* **Aim**:
In the records below, find the line that contains "What React, TypeScript and Tailwind" and the line that contains "const subLinks = ['IP"; write out exactly those two lines and everything between them, without the pictures.

* **Excerpted data**:
## BEGIN

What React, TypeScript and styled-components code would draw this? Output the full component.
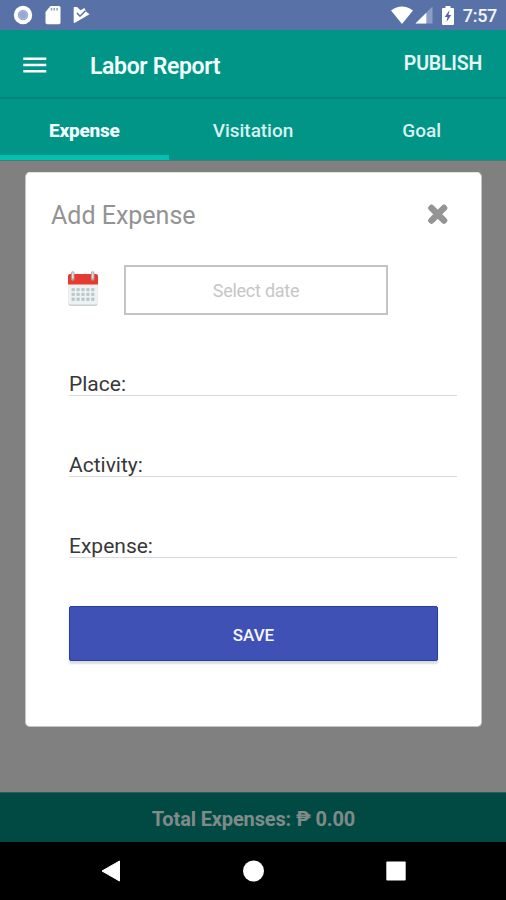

## END
## BEGIN

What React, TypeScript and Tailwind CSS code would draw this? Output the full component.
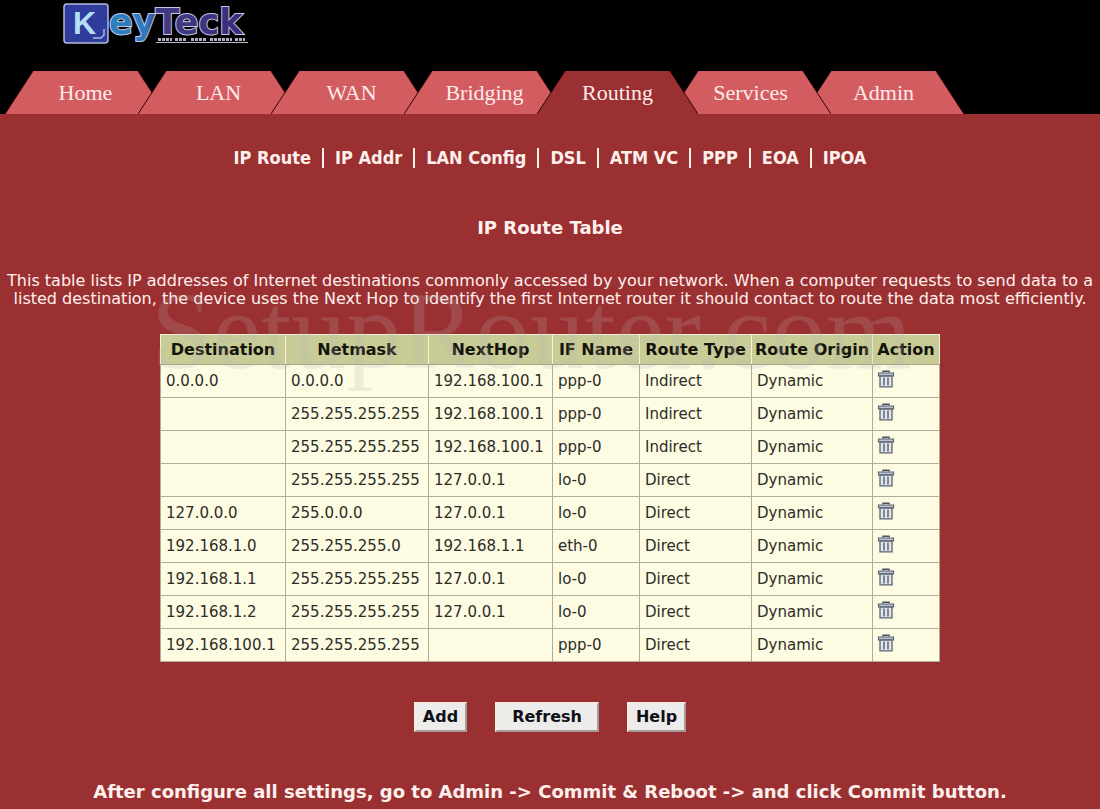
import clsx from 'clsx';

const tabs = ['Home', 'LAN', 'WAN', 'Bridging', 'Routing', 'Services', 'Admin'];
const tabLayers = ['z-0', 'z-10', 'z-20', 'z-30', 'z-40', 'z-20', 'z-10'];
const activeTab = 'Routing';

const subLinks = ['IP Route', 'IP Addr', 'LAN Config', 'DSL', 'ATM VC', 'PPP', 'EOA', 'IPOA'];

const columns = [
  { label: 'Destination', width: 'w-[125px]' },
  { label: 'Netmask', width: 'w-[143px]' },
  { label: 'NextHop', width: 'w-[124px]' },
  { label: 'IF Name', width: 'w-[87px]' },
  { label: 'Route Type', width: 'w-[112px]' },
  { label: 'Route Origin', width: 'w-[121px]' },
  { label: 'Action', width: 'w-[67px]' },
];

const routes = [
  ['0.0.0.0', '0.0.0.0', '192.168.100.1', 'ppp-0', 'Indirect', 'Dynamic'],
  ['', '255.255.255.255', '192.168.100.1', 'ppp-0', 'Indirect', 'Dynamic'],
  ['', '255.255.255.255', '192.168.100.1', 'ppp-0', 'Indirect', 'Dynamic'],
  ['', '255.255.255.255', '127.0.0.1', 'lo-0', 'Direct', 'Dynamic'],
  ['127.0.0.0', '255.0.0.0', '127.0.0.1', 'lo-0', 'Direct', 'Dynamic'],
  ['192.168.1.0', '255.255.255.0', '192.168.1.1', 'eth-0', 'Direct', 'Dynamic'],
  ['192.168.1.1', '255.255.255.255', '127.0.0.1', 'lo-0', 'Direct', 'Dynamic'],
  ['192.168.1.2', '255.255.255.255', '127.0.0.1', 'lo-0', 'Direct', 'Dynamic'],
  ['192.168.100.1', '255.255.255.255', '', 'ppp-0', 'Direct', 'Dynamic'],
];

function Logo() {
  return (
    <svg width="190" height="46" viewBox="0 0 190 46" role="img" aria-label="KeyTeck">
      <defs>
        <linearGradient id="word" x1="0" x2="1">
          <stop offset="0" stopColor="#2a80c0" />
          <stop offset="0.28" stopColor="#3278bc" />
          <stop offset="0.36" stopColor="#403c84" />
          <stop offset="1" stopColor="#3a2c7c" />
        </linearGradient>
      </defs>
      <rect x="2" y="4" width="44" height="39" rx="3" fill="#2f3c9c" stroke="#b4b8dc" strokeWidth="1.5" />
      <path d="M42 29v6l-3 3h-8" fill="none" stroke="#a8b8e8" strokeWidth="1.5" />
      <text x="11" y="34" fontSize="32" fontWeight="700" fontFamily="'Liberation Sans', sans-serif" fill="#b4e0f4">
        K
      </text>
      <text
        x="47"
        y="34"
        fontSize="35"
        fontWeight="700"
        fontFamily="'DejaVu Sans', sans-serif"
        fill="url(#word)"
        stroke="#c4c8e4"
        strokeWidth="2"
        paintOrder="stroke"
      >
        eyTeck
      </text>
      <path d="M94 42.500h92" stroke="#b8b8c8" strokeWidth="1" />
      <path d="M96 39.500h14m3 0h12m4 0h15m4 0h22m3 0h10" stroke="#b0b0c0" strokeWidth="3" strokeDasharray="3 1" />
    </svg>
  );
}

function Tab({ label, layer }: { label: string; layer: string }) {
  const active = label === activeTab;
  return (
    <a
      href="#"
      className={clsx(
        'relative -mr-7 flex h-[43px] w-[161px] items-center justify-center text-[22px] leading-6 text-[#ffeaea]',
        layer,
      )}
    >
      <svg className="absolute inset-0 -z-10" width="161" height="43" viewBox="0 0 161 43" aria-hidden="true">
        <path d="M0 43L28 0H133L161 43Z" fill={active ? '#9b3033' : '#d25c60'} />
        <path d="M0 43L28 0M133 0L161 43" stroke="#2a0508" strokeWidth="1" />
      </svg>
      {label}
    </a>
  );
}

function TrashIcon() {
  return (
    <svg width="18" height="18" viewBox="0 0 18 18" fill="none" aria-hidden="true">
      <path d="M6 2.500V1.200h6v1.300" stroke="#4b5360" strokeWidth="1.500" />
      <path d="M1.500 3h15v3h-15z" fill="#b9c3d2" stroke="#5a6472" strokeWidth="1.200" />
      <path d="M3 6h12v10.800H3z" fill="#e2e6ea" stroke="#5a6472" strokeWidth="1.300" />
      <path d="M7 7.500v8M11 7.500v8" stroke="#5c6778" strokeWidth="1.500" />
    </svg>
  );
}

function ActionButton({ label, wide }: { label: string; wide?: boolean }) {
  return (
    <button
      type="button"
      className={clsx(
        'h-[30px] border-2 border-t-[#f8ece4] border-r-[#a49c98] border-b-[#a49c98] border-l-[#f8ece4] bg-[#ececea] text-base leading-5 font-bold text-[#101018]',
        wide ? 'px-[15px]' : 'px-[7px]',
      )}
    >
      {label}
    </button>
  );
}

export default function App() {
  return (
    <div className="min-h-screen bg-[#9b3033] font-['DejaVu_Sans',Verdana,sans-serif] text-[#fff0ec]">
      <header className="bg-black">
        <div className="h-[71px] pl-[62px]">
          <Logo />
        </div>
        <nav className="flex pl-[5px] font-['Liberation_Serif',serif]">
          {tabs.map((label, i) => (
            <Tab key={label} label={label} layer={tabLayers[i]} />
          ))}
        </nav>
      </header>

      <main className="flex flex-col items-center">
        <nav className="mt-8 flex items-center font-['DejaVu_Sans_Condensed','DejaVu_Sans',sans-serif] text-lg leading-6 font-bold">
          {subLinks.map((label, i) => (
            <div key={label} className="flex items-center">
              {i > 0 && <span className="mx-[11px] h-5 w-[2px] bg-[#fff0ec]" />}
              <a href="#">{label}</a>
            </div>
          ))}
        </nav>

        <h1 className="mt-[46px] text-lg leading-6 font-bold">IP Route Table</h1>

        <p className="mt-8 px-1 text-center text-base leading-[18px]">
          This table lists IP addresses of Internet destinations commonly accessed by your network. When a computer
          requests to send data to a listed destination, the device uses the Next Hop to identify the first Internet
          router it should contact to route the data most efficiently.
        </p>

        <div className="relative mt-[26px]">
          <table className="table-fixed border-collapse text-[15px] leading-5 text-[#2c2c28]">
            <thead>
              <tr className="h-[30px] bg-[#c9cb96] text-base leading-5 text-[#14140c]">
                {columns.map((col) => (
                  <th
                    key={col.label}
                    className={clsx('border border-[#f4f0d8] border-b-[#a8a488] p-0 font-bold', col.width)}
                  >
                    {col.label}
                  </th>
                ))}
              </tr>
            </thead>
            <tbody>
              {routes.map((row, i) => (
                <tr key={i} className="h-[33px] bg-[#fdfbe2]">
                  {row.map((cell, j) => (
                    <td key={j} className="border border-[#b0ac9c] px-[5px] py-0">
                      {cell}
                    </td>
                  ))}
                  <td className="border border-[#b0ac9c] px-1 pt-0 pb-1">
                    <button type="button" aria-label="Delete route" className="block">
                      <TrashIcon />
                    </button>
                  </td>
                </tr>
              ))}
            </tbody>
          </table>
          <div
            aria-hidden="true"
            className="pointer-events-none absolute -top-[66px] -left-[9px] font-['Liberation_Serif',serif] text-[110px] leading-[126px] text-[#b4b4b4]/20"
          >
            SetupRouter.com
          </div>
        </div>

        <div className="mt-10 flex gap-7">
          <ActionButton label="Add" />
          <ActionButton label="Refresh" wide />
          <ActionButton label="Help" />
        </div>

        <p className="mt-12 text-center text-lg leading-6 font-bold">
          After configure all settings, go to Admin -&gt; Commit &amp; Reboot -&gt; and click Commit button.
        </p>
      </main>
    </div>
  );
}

## END

* **Task answer**:
What React, TypeScript and Tailwind CSS code would draw this? Output the full component.
import clsx from 'clsx';

const tabs = ['Home', 'LAN', 'WAN', 'Bridging', 'Routing', 'Services', 'Admin'];
const tabLayers = ['z-0', 'z-10', 'z-20', 'z-30', 'z-40', 'z-20', 'z-10'];
const activeTab = 'Routing';

const subLinks = ['IP Route', 'IP Addr', 'LAN Config', 'DSL', 'ATM VC', 'PPP', 'EOA', 'IPOA'];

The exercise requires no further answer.